• **DIRECTIVE**:
Identify the lines that contain the string "React", then copy each of them.

(Web page code records)

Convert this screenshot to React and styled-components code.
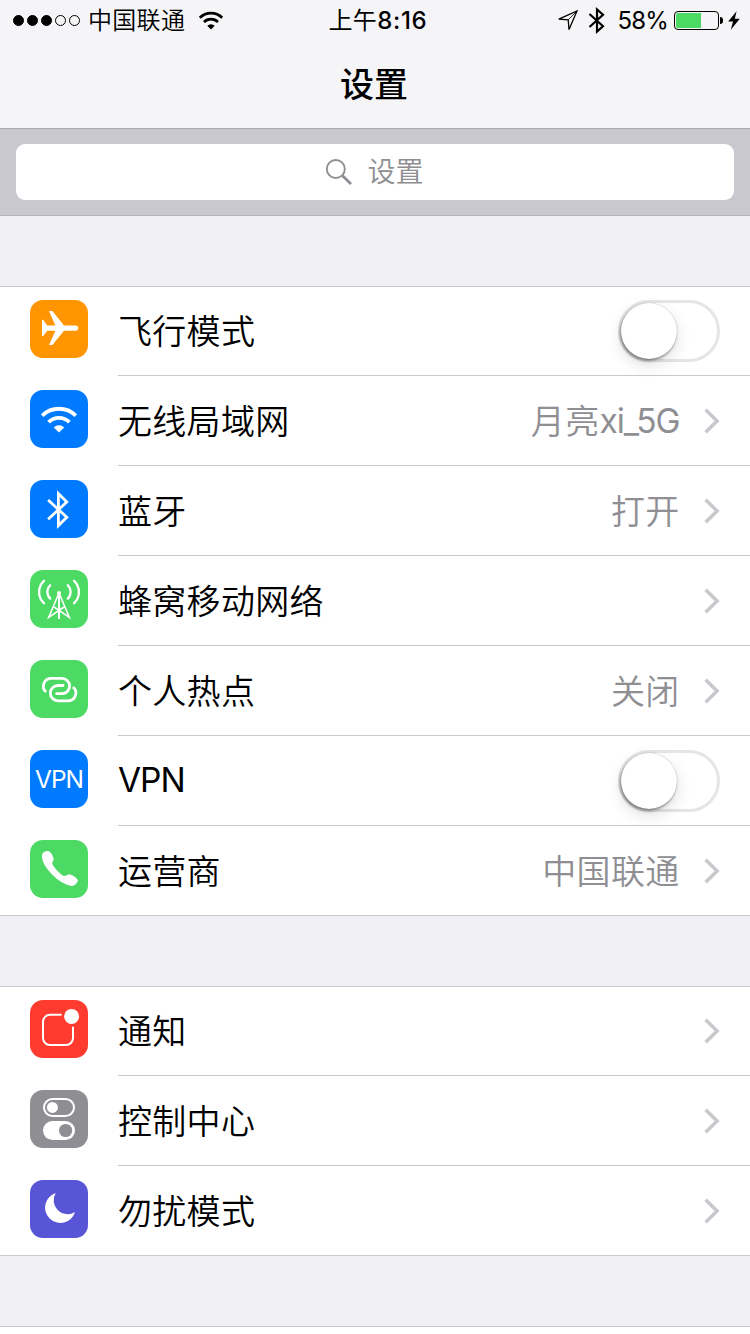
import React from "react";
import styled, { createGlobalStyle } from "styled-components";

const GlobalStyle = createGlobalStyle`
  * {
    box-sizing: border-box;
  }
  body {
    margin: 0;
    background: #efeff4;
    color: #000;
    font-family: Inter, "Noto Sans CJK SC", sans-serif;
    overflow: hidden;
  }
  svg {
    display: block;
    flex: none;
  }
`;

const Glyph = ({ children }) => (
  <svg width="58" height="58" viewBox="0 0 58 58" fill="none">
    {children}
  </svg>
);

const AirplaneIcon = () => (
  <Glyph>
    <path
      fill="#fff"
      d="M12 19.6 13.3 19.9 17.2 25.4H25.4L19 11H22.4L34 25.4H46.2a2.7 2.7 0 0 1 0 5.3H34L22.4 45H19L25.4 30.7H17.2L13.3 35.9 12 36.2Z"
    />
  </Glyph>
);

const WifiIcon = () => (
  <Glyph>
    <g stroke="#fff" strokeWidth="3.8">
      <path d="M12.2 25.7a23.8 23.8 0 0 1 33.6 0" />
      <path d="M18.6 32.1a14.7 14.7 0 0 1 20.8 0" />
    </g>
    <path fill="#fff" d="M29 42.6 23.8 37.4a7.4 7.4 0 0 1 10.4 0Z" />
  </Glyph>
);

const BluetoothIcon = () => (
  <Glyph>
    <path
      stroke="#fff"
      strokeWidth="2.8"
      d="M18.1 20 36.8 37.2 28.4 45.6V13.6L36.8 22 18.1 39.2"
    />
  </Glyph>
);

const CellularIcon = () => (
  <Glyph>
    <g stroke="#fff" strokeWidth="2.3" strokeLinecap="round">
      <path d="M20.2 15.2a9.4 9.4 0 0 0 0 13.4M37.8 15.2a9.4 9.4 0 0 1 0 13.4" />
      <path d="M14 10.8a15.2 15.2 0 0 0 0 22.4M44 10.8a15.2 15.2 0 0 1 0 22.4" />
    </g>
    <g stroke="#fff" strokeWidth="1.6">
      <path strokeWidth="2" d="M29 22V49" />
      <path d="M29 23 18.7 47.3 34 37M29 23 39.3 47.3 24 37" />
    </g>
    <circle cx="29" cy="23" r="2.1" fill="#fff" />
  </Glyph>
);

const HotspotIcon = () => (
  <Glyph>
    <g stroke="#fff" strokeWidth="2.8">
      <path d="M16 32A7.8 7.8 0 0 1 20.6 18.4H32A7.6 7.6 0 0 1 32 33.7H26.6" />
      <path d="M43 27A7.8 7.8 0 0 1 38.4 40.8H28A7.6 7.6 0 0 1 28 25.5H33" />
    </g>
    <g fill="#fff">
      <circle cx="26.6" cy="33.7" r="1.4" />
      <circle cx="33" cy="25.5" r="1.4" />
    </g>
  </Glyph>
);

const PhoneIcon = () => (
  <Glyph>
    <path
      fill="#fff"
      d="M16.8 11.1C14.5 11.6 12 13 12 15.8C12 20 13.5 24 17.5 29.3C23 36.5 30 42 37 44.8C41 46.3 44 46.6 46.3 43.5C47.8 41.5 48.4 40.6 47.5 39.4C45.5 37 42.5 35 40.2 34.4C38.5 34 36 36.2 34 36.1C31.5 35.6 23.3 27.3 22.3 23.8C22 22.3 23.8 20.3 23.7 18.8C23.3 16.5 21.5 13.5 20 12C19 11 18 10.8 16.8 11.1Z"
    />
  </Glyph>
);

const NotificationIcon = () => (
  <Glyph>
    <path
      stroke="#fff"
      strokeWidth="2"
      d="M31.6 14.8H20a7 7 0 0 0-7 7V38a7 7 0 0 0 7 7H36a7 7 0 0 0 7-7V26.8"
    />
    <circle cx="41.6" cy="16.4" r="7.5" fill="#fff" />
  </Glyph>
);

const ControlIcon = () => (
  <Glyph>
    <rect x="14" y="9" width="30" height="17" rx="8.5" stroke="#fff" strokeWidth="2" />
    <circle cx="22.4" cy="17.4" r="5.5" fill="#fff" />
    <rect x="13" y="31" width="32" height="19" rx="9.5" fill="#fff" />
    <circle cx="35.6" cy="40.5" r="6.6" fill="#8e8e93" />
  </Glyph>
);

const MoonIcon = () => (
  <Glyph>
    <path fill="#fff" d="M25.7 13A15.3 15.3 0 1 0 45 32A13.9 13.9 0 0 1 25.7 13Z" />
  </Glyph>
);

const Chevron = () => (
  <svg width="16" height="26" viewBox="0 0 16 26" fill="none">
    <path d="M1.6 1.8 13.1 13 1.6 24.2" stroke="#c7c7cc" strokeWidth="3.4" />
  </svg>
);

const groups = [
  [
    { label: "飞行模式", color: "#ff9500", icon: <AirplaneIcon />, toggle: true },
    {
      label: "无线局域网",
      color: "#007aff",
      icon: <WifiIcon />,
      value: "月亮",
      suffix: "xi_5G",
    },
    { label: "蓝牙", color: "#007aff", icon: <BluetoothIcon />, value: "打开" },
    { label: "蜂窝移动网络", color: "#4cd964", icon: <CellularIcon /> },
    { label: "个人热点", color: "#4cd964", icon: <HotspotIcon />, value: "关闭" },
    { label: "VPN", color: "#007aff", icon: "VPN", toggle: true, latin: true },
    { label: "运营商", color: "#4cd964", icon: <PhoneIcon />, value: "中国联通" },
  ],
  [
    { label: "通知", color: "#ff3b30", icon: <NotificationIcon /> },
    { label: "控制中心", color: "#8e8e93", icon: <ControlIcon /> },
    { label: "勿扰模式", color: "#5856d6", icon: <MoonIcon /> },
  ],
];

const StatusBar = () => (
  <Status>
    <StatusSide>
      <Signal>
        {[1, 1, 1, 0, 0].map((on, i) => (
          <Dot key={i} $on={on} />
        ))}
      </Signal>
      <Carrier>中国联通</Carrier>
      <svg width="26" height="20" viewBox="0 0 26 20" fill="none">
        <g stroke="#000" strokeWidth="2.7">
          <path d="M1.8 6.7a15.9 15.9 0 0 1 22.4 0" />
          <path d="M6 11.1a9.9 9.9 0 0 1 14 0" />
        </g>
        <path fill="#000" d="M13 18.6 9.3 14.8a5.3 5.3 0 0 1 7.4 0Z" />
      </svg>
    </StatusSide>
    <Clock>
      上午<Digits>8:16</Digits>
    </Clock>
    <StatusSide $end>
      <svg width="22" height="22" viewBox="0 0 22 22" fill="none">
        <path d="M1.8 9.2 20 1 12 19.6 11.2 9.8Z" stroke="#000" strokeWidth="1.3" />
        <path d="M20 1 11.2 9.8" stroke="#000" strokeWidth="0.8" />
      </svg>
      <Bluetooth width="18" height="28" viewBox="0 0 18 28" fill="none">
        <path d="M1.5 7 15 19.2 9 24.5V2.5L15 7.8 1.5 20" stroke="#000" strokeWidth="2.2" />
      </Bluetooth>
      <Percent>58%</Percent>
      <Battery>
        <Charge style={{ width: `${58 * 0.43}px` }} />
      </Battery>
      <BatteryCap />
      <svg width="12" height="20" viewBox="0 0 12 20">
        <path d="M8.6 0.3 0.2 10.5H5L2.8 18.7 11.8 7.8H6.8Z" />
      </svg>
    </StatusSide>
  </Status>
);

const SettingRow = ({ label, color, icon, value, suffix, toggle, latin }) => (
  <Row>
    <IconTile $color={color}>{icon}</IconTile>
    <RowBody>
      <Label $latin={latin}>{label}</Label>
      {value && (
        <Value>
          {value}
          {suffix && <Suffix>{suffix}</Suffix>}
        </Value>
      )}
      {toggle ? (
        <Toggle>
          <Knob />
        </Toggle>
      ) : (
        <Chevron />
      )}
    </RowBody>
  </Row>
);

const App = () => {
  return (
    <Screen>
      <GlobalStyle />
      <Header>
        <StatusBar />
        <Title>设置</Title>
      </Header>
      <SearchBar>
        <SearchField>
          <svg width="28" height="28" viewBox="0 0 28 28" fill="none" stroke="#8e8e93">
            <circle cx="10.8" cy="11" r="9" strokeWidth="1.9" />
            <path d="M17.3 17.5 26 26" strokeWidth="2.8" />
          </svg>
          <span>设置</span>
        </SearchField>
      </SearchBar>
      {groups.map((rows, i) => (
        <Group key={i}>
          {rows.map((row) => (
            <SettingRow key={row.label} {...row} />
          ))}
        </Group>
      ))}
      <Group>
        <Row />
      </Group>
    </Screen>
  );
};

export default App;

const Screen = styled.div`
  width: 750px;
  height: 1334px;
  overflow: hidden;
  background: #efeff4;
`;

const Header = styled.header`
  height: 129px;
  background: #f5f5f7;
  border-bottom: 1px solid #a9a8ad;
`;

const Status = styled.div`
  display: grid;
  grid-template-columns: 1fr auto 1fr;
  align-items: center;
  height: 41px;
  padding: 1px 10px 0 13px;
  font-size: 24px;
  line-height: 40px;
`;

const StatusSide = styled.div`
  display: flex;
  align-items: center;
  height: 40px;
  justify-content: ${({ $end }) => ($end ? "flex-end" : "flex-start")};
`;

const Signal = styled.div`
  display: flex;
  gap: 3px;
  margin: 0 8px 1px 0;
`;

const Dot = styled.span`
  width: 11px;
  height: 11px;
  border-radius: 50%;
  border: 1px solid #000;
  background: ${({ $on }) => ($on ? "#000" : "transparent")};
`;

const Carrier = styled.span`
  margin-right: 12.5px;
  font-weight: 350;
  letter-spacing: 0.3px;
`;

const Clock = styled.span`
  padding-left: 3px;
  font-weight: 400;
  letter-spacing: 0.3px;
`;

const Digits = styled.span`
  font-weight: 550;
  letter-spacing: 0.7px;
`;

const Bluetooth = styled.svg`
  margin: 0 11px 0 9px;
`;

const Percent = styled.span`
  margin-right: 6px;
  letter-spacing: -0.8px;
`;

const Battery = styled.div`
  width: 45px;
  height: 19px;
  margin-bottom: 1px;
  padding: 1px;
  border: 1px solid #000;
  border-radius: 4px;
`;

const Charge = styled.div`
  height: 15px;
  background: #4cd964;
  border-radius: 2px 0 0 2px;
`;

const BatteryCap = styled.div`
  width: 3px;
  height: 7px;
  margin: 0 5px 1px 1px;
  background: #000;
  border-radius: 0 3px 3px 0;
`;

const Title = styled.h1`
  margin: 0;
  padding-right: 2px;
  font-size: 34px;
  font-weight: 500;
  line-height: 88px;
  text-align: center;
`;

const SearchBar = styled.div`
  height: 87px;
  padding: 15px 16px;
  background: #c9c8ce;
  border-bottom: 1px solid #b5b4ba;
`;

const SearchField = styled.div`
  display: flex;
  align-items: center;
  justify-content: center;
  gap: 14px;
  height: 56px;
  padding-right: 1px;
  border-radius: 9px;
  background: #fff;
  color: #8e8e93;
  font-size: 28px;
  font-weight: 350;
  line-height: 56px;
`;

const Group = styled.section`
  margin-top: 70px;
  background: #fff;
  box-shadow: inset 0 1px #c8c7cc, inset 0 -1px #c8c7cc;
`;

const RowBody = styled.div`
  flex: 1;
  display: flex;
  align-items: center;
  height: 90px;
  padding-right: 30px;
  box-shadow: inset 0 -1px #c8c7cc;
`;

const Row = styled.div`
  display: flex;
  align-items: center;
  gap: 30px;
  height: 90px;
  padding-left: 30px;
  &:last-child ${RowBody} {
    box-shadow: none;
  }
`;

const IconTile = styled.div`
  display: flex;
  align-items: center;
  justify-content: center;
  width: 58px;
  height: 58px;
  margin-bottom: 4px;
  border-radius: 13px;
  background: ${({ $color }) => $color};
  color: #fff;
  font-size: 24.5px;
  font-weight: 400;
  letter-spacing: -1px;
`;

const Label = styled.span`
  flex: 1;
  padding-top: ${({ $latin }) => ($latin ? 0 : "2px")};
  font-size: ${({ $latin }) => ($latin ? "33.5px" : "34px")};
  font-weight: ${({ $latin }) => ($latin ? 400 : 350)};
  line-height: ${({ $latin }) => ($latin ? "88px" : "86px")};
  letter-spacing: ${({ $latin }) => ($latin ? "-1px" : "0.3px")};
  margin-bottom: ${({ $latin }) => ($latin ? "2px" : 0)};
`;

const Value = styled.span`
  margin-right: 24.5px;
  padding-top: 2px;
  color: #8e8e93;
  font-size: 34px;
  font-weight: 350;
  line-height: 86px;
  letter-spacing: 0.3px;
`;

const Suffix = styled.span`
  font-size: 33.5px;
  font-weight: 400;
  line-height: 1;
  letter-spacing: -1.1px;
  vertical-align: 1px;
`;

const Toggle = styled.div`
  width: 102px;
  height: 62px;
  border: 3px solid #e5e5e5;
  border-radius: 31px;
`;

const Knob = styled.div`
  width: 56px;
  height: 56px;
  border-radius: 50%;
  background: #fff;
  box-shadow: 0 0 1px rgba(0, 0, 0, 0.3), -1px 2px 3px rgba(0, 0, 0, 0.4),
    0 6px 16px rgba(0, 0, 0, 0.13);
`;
==
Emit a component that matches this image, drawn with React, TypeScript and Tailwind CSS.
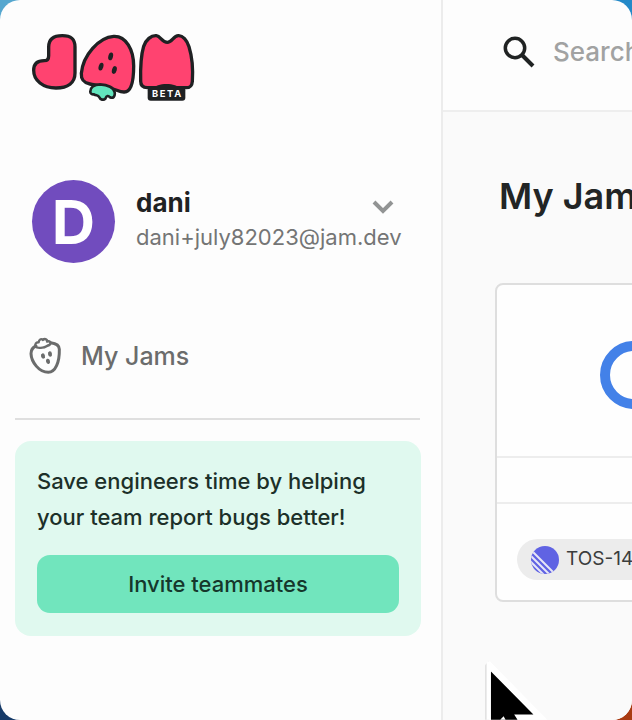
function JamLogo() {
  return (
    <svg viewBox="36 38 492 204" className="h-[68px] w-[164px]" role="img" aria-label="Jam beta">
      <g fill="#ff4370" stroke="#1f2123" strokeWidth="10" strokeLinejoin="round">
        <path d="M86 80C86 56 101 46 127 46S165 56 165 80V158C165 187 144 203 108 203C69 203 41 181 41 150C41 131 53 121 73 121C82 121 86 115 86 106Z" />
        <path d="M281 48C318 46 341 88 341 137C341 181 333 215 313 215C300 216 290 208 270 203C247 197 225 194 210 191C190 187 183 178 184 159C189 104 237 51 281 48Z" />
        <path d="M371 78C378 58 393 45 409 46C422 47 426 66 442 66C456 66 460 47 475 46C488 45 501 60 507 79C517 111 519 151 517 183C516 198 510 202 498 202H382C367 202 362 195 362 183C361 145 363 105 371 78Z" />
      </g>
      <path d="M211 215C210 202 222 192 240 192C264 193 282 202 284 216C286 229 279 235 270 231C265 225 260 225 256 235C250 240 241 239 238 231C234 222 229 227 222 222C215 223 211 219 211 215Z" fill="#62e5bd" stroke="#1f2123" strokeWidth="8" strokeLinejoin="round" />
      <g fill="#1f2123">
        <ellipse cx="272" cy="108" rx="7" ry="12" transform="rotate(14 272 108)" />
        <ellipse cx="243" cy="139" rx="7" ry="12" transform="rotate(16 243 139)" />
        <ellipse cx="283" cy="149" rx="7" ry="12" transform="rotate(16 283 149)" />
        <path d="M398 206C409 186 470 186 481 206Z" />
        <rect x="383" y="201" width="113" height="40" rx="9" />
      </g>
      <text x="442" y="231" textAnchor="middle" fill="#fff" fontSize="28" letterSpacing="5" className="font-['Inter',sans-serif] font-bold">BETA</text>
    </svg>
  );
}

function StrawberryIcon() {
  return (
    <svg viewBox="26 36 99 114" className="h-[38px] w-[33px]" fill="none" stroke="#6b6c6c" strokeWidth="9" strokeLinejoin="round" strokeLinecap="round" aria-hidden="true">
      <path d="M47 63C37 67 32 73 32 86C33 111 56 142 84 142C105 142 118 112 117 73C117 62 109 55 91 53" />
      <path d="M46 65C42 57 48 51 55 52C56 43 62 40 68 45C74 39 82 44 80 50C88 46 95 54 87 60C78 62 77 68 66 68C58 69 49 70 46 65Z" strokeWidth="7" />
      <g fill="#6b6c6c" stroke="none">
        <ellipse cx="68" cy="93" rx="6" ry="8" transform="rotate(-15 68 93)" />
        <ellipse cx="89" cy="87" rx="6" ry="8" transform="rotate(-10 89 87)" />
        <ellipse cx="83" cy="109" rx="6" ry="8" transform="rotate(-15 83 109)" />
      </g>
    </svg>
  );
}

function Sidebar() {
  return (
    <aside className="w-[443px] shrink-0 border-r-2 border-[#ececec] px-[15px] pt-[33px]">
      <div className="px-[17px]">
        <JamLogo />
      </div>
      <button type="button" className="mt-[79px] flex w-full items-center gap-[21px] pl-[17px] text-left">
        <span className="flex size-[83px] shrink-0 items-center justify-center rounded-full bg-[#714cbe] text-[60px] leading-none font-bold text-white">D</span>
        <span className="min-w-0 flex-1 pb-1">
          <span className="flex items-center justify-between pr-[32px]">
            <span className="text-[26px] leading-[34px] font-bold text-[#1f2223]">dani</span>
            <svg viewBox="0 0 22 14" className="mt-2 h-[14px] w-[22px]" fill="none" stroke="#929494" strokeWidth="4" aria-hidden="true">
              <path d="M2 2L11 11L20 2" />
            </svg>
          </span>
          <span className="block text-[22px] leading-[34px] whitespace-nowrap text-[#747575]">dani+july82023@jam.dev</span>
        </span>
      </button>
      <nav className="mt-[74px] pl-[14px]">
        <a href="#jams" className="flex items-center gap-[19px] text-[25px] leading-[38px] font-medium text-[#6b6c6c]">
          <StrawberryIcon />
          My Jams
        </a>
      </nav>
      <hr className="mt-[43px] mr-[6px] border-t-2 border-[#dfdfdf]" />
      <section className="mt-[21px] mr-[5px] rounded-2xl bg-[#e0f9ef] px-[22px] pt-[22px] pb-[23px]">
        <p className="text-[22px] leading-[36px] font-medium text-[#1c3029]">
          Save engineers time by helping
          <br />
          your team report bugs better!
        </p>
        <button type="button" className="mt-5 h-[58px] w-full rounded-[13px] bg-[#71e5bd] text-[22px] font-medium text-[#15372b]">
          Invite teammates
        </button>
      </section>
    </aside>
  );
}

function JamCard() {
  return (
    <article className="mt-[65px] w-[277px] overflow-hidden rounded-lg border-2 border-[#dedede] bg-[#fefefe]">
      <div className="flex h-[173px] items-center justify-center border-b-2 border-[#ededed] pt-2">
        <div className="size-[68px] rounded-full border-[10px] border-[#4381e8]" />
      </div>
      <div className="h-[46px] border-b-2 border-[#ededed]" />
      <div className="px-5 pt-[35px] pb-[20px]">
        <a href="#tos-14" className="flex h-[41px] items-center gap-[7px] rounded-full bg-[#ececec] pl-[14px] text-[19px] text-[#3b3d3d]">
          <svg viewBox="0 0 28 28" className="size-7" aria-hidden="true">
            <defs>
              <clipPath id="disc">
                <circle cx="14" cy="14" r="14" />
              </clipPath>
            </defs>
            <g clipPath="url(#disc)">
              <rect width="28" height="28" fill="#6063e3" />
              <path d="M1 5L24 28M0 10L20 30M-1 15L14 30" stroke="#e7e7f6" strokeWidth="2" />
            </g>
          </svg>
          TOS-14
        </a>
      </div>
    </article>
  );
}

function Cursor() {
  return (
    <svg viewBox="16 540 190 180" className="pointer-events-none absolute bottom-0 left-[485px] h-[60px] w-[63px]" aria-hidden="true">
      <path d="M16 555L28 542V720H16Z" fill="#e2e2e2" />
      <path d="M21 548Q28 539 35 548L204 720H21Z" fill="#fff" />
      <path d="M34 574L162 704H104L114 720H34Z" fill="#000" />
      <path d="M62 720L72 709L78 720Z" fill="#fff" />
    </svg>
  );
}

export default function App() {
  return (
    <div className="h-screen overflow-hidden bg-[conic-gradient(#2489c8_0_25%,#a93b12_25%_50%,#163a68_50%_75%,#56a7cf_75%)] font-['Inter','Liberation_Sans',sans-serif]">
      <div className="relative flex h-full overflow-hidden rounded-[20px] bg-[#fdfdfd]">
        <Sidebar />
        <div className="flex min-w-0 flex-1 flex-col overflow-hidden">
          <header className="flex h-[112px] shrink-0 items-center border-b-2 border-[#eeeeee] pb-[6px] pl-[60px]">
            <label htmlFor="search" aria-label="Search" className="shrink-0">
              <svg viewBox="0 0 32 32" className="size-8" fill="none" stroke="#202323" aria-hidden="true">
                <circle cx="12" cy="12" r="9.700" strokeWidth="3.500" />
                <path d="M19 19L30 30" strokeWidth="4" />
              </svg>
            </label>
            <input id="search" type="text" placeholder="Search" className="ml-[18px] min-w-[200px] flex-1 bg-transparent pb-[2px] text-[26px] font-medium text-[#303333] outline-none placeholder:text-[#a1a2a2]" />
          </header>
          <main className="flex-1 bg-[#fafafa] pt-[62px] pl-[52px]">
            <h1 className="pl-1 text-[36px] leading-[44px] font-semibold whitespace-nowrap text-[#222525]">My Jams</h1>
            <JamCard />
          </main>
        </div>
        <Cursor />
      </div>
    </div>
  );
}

• **EXERCISE SOLUTION**:
Convert this screenshot to React and styled-components code.
import React from "react";
Emit a component that matches this image, drawn with React, TypeScript and Tailwind CSS.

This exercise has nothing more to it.